Aujourd’hui ouverts en zone verte pour les classes de sixième et de cinquième, les collèges vont également ouvrir leurs portes aux classes de quatrième et de troisième, toujours en zone verte. Une partie des jeunes collégiens franciliens de zone orange inscrits en sixième et cinquième, et jusque-là confinés chez eux, pourront enfin reprendre, toujours dans le respect du protocole, le chemin des salles de classe. Les lycées vont ouvrir également mais de façon très partielle, en zone verte, puisque les chefs d’établissements ne sont tenus d’ouvrir qu’un seul niveau. En zone orange, seuls les lycées professionnels vont accueillir des élèves mais avec des effectifs limités aux CAP et aux terminales. Les lycéens généraux et technologiques ne remettront les pieds dans leur établissement que pour «un entretien pédagogique». «On sera bien plus dans le symbole que dans l’effectif», note Philippe Vincent, responsable du Snpden-Unsa, principal syndicat de chefs d’établissements du secondaire.

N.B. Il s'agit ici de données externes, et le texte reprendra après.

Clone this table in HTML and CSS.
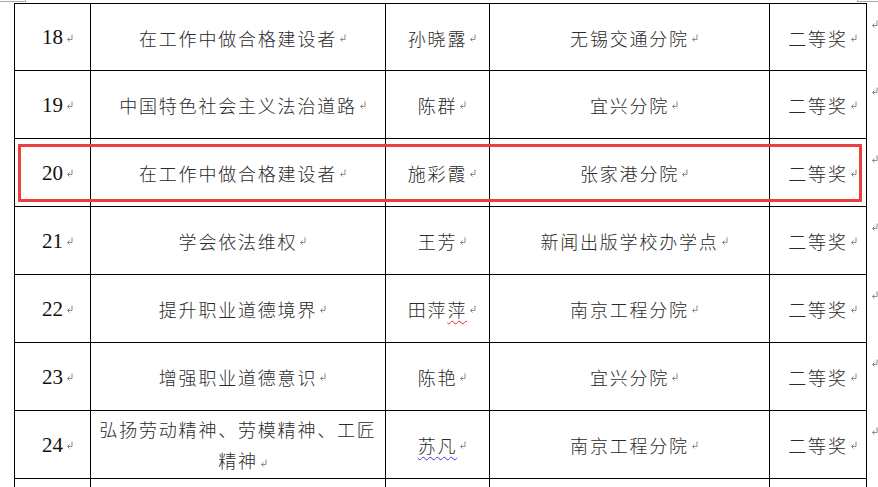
FILE: index.html
```html
<!DOCTYPE html>
<html lang="zh">
<head>
<meta charset="utf-8">
<title>获奖名单</title>
<link rel="stylesheet" href="styles.css">
</head>
<body>
<div class="page">
  <div class="corners"><span class="corner-l"></span><span class="corner-r"></span></div>

  <div class="row first">
    <div class="c num">18<span class="pm n"><svg viewBox="0 0 7 8" width="7" height="8"><path d="M6 0.5V5.5H1.5M3.5 3.5L1.5 5.5L3.5 7.5"/></svg></span></div>
    <div class="c">在工作中做合格建设者<span class="pm"><svg viewBox="0 0 7 8" width="7" height="8"><path d="M6 0.5V5.5H1.5M3.5 3.5L1.5 5.5L3.5 7.5"/></svg></span></div>
    <div class="c">孙晓露<span class="pm"><svg viewBox="0 0 7 8" width="7" height="8"><path d="M6 0.5V5.5H1.5M3.5 3.5L1.5 5.5L3.5 7.5"/></svg></span></div>
    <div class="c">无锡交通分院<span class="pm"><svg viewBox="0 0 7 8" width="7" height="8"><path d="M6 0.5V5.5H1.5M3.5 3.5L1.5 5.5L3.5 7.5"/></svg></span></div>
    <div class="c e">二等奖<span class="pm"><svg viewBox="0 0 7 8" width="7" height="8"><path d="M6 0.5V5.5H1.5M3.5 3.5L1.5 5.5L3.5 7.5"/></svg></span></div>
    <div class="end"><svg viewBox="0 0 7 8" width="7" height="8"><path d="M6 0.5V5.5H1.5M3.5 3.5L1.5 5.5L3.5 7.5"/></svg></div>
  </div>

  <div class="row">
    <div class="c num">19<span class="pm n"><svg viewBox="0 0 7 8" width="7" height="8"><path d="M6 0.5V5.5H1.5M3.5 3.5L1.5 5.5L3.5 7.5"/></svg></span></div>
    <div class="c">中国特色社会主义法治道路<span class="pm"><svg viewBox="0 0 7 8" width="7" height="8"><path d="M6 0.5V5.5H1.5M3.5 3.5L1.5 5.5L3.5 7.5"/></svg></span></div>
    <div class="c">陈群<span class="pm"><svg viewBox="0 0 7 8" width="7" height="8"><path d="M6 0.5V5.5H1.5M3.5 3.5L1.5 5.5L3.5 7.5"/></svg></span></div>
    <div class="c">宜兴分院<span class="pm"><svg viewBox="0 0 7 8" width="7" height="8"><path d="M6 0.5V5.5H1.5M3.5 3.5L1.5 5.5L3.5 7.5"/></svg></span></div>
    <div class="c e">二等奖<span class="pm"><svg viewBox="0 0 7 8" width="7" height="8"><path d="M6 0.5V5.5H1.5M3.5 3.5L1.5 5.5L3.5 7.5"/></svg></span></div>
    <div class="end"><svg viewBox="0 0 7 8" width="7" height="8"><path d="M6 0.5V5.5H1.5M3.5 3.5L1.5 5.5L3.5 7.5"/></svg></div>
  </div>

  <div class="row">
    <div class="c num">20<span class="pm n"><svg viewBox="0 0 7 8" width="7" height="8"><path d="M6 0.5V5.5H1.5M3.5 3.5L1.5 5.5L3.5 7.5"/></svg></span></div>
    <div class="c">在工作中做合格建设者<span class="pm"><svg viewBox="0 0 7 8" width="7" height="8"><path d="M6 0.5V5.5H1.5M3.5 3.5L1.5 5.5L3.5 7.5"/></svg></span></div>
    <div class="c">施彩霞<span class="pm"><svg viewBox="0 0 7 8" width="7" height="8"><path d="M6 0.5V5.5H1.5M3.5 3.5L1.5 5.5L3.5 7.5"/></svg></span></div>
    <div class="c">张家港分院<span class="pm"><svg viewBox="0 0 7 8" width="7" height="8"><path d="M6 0.5V5.5H1.5M3.5 3.5L1.5 5.5L3.5 7.5"/></svg></span></div>
    <div class="c e">二等奖<span class="pm"><svg viewBox="0 0 7 8" width="7" height="8"><path d="M6 0.5V5.5H1.5M3.5 3.5L1.5 5.5L3.5 7.5"/></svg></span></div>
    <div class="end"><svg viewBox="0 0 7 8" width="7" height="8"><path d="M6 0.5V5.5H1.5M3.5 3.5L1.5 5.5L3.5 7.5"/></svg></div>
  </div>

  <div class="row">
    <div class="c num">21<span class="pm n"><svg viewBox="0 0 7 8" width="7" height="8"><path d="M6 0.5V5.5H1.5M3.5 3.5L1.5 5.5L3.5 7.5"/></svg></span></div>
    <div class="c">学会依法维权<span class="pm"><svg viewBox="0 0 7 8" width="7" height="8"><path d="M6 0.5V5.5H1.5M3.5 3.5L1.5 5.5L3.5 7.5"/></svg></span></div>
    <div class="c">王芳<span class="pm"><svg viewBox="0 0 7 8" width="7" height="8"><path d="M6 0.5V5.5H1.5M3.5 3.5L1.5 5.5L3.5 7.5"/></svg></span></div>
    <div class="c">新闻出版学校办学点<span class="pm"><svg viewBox="0 0 7 8" width="7" height="8"><path d="M6 0.5V5.5H1.5M3.5 3.5L1.5 5.5L3.5 7.5"/></svg></span></div>
    <div class="c e">二等奖<span class="pm"><svg viewBox="0 0 7 8" width="7" height="8"><path d="M6 0.5V5.5H1.5M3.5 3.5L1.5 5.5L3.5 7.5"/></svg></span></div>
    <div class="end"><svg viewBox="0 0 7 8" width="7" height="8"><path d="M6 0.5V5.5H1.5M3.5 3.5L1.5 5.5L3.5 7.5"/></svg></div>
  </div>

  <div class="row">
    <div class="c num">22<span class="pm n"><svg viewBox="0 0 7 8" width="7" height="8"><path d="M6 0.5V5.5H1.5M3.5 3.5L1.5 5.5L3.5 7.5"/></svg></span></div>
    <div class="c">提升职业道德境界<span class="pm"><svg viewBox="0 0 7 8" width="7" height="8"><path d="M6 0.5V5.5H1.5M3.5 3.5L1.5 5.5L3.5 7.5"/></svg></span></div>
    <div class="c">田萍<span class="sp-red">萍</span><span class="pm"><svg viewBox="0 0 7 8" width="7" height="8"><path d="M6 0.5V5.5H1.5M3.5 3.5L1.5 5.5L3.5 7.5"/></svg></span></div>
    <div class="c">南京工程分院<span class="pm"><svg viewBox="0 0 7 8" width="7" height="8"><path d="M6 0.5V5.5H1.5M3.5 3.5L1.5 5.5L3.5 7.5"/></svg></span></div>
    <div class="c e">二等奖<span class="pm"><svg viewBox="0 0 7 8" width="7" height="8"><path d="M6 0.5V5.5H1.5M3.5 3.5L1.5 5.5L3.5 7.5"/></svg></span></div>
    <div class="end"><svg viewBox="0 0 7 8" width="7" height="8"><path d="M6 0.5V5.5H1.5M3.5 3.5L1.5 5.5L3.5 7.5"/></svg></div>
  </div>

  <div class="row">
    <div class="c num">23<span class="pm n"><svg viewBox="0 0 7 8" width="7" height="8"><path d="M6 0.5V5.5H1.5M3.5 3.5L1.5 5.5L3.5 7.5"/></svg></span></div>
    <div class="c">增强职业道德意识<span class="pm"><svg viewBox="0 0 7 8" width="7" height="8"><path d="M6 0.5V5.5H1.5M3.5 3.5L1.5 5.5L3.5 7.5"/></svg></span></div>
    <div class="c">陈艳<span class="pm"><svg viewBox="0 0 7 8" width="7" height="8"><path d="M6 0.5V5.5H1.5M3.5 3.5L1.5 5.5L3.5 7.5"/></svg></span></div>
    <div class="c">宜兴分院<span class="pm"><svg viewBox="0 0 7 8" width="7" height="8"><path d="M6 0.5V5.5H1.5M3.5 3.5L1.5 5.5L3.5 7.5"/></svg></span></div>
    <div class="c e">二等奖<span class="pm"><svg viewBox="0 0 7 8" width="7" height="8"><path d="M6 0.5V5.5H1.5M3.5 3.5L1.5 5.5L3.5 7.5"/></svg></span></div>
    <div class="end"><svg viewBox="0 0 7 8" width="7" height="8"><path d="M6 0.5V5.5H1.5M3.5 3.5L1.5 5.5L3.5 7.5"/></svg></div>
  </div>

  <div class="row">
    <div class="c num">24<span class="pm n"><svg viewBox="0 0 7 8" width="7" height="8"><path d="M6 0.5V5.5H1.5M3.5 3.5L1.5 5.5L3.5 7.5"/></svg></span></div>
    <div class="c multi"><p>弘扬劳动精神、劳模精神、工匠<br>精神<span class="pm"><svg viewBox="0 0 7 8" width="7" height="8"><path d="M6 0.5V5.5H1.5M3.5 3.5L1.5 5.5L3.5 7.5"/></svg></span></p></div>
    <div class="c"><span class="sp-blue">苏凡</span><span class="pm"><svg viewBox="0 0 7 8" width="7" height="8"><path d="M6 0.5V5.5H1.5M3.5 3.5L1.5 5.5L3.5 7.5"/></svg></span></div>
    <div class="c">南京工程分院<span class="pm"><svg viewBox="0 0 7 8" width="7" height="8"><path d="M6 0.5V5.5H1.5M3.5 3.5L1.5 5.5L3.5 7.5"/></svg></span></div>
    <div class="c e">二等奖<span class="pm"><svg viewBox="0 0 7 8" width="7" height="8"><path d="M6 0.5V5.5H1.5M3.5 3.5L1.5 5.5L3.5 7.5"/></svg></span></div>
    <div class="end"><svg viewBox="0 0 7 8" width="7" height="8"><path d="M6 0.5V5.5H1.5M3.5 3.5L1.5 5.5L3.5 7.5"/></svg></div>
  </div>

  <div class="row tail">
    <div class="c"></div>
    <div class="c"></div>
    <div class="c"></div>
    <div class="c"></div>
    <div class="c e"></div>
    <div class="end"></div>
  </div>

  <div class="hl"></div>
</div>
</body>
</html>
```

FILE: styles.css
```css
html, body {
  margin: 0;
  padding: 0;
  background: #fff;
}

body {
  overflow: hidden;
  font-family: "Noto Sans CJK SC", "Noto Sans", sans-serif;
  color: #2a2a2a;
}

.page {
  position: relative;
  padding-left: 14px;
  width: 864px;
  height: 487px;
  overflow: hidden;
}

.corners {
  display: flex;
  justify-content: space-between;
  height: 3px;
  margin-left: -14px;
}

.corner-l {
  display: block;
  width: 25px;
  height: 1px;
  border-bottom: 1px solid #a9a9a9;
  border-right: 1px solid #a9a9a9;
}

.corner-r {
  display: block;
  width: 20px;
  height: 1px;
  border-bottom: 1px solid #a9a9a9;
  border-left: 1px solid #a9a9a9;
}

.row {
  display: grid;
  grid-template-columns: 76px 295px 104px 280px 98px 11px;
  height: 68px;
}

.row.first {
  height: 67px;
}

.row.tail {
  height: 20px;
}

.c {
  border-left: 1px solid #000;
  border-top: 1px solid #000;
  display: flex;
  align-items: center;
  justify-content: center;
  text-align: center;
  font-size: 18px;
  font-weight: 300;
  letter-spacing: 1.8px;
  white-space: nowrap;
  padding-top: 1px;
}

.c.e {
  border-right: 1px solid #000;
}

.c.num {
  font-family: "Liberation Serif", serif;
  font-size: 21px;
  font-weight: 400;
  letter-spacing: 0;
  color: #111;
}

.c.multi p {
  margin: 0;
  line-height: 31px;
}

.pm {
  display: inline-block;
  width: 7px;
  height: 8px;
  margin-left: 2px;
  margin-right: -9px;
  vertical-align: 1px;
  line-height: 0;
}

.pm.n {
  margin-left: 3px;
  margin-right: -10px;
  vertical-align: 2px;
}

.pm svg,
.end svg {
  display: block;
  fill: none;
  stroke: #8a8a8a;
  stroke-width: 1;
}

.end {
  padding: 17px 0 0 4px;
}

.sp-red {
  text-decoration: underline wavy #e52b2b;
  text-decoration-thickness: 1px;
  text-underline-offset: 3px;
}

.sp-blue {
  text-decoration: underline wavy #3b3bdc;
  text-decoration-thickness: 1px;
  text-underline-offset: 3px;
}

.hl {
  position: absolute;
  left: 18px;
  top: 144px;
  width: 844px;
  height: 58px;
  box-sizing: border-box;
  border: 3px solid #ef3d3d;
}
```
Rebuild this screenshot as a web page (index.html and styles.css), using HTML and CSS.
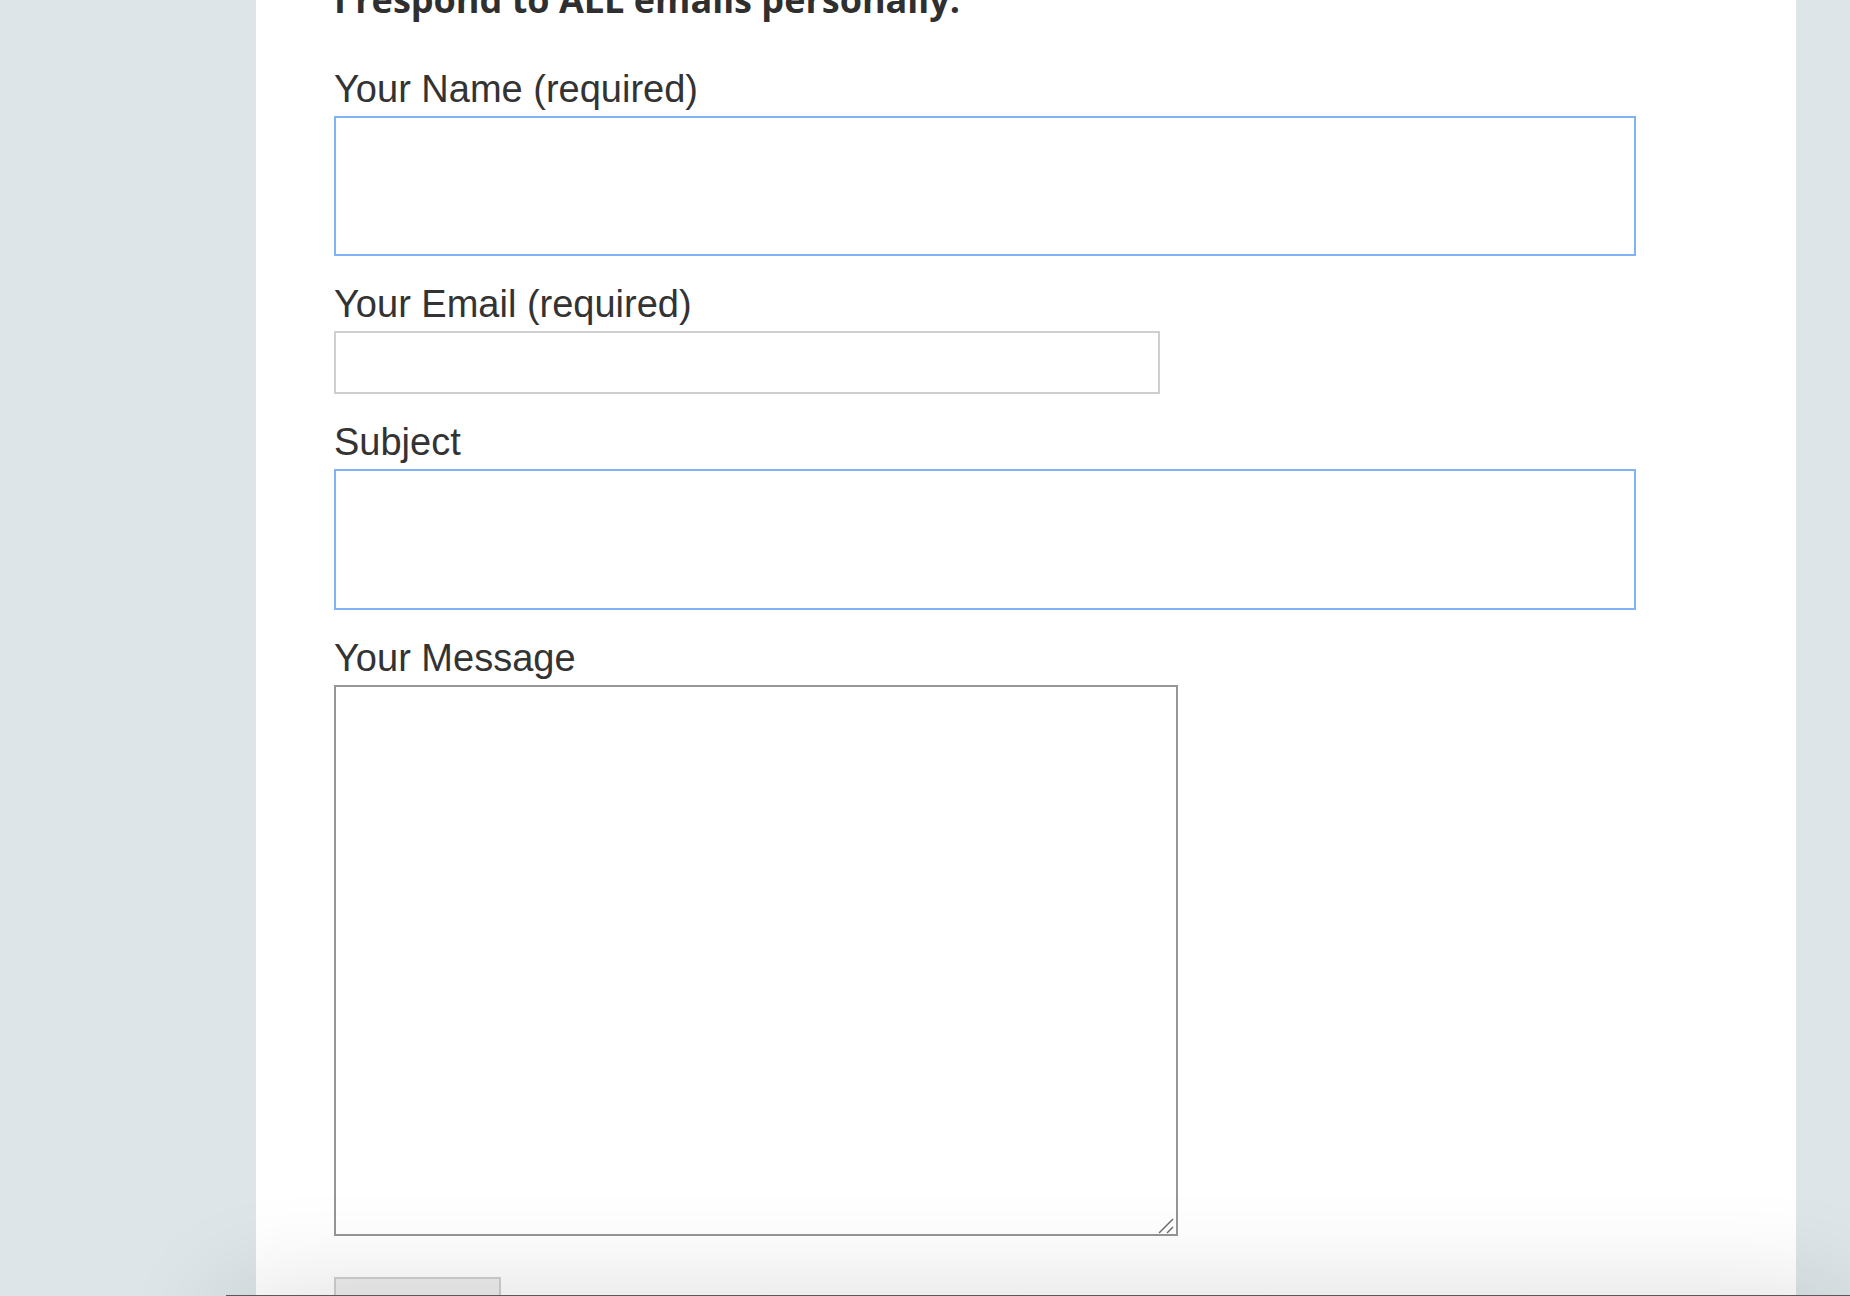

● L’oral du bac de français annulé
Jean-Michel Blanquer a longtemps fait croire aux 525.000 lycéens de première qu’ils passeraient leur oral du bac de français alors que toutes les autres épreuves avaient été annulées et seront évaluées à l’aune du contrôle continu. «Ils me remercieront d’avoir étudié Phèdre pendant le confinement», disait-il. Après d’ultimes consultations avec les syndicats d’enseignants et des représentants lycéens, farouchement opposés à la tenue de cette épreuve, il a décidé de l’annuler. «Après des semaines d’attente insupportables, c’est le soulagement pour les élèves et leurs professeurs», a triomphé le Snes-Fsu, premier syndicat d’enseignants. Le ministre a justifié sa décision par «l’inégale préparation des lycéens». Mercredi soir encore, il plaidait pourtant encore pour un maintien, observant qu’une «majorité silencieuse» de lycéens n’était pas forcément opposée à la tenue de cette épreuve. Ceux qui pouvaient espérer, comme souvent, avoir de meilleures notes à l’oral qu’à l’écrit de français…
● Les sports collectifs et de contact toujours interdits
La reprise de la pratique sportive va donc pouvoir s’accélérer lors de l’acte 2 du déconfinement. La réouverture des parcs et jardins, notamment dans les grandes villes, était très attendue par les passionnés de course à pied qui peuvent désormais s’en donner à cœur joie sans aucune restriction.
Après avoir autorisé la pratique individuelle en extérieur le 11 mai dernier, les autorités ont maintenu ce jeudi l’interdiction des sports collectifs et de contacts (boxe, judo…) et confirmé la fermeture des stades (et des hippodromes) au moins jusqu’au 21 juin, quelle que soit leur localisation. Elles ont en revanche autorisé la réouverture des piscines, des gymnases et des salles de sport dans les départements «verts», des règles strictes devant être mises en place pour limiter le nombre de nageurs, athlètes… «C’était une décision très attendue», a reconnu Edouard Philippe, indiquant que ces mêmes équipements resteraient fermés au moins jusqu’au 21 juin dans les départements «orange», comme l’Ile-de-France.
Concernant les sportifs de haut niveau et les professionnels, ils pourront reprendre l’entraînement dans un cadre contrôlé. Ce qui va renforcer Jean-Michel Aulas, le président de l’OL, dans sa volonté de relancer le championnat de France de football. La Premier League anglaise vient ainsi d’annoncer sa reprise le 17 juin, après la Bundesliga allemande et la Liga espagnole.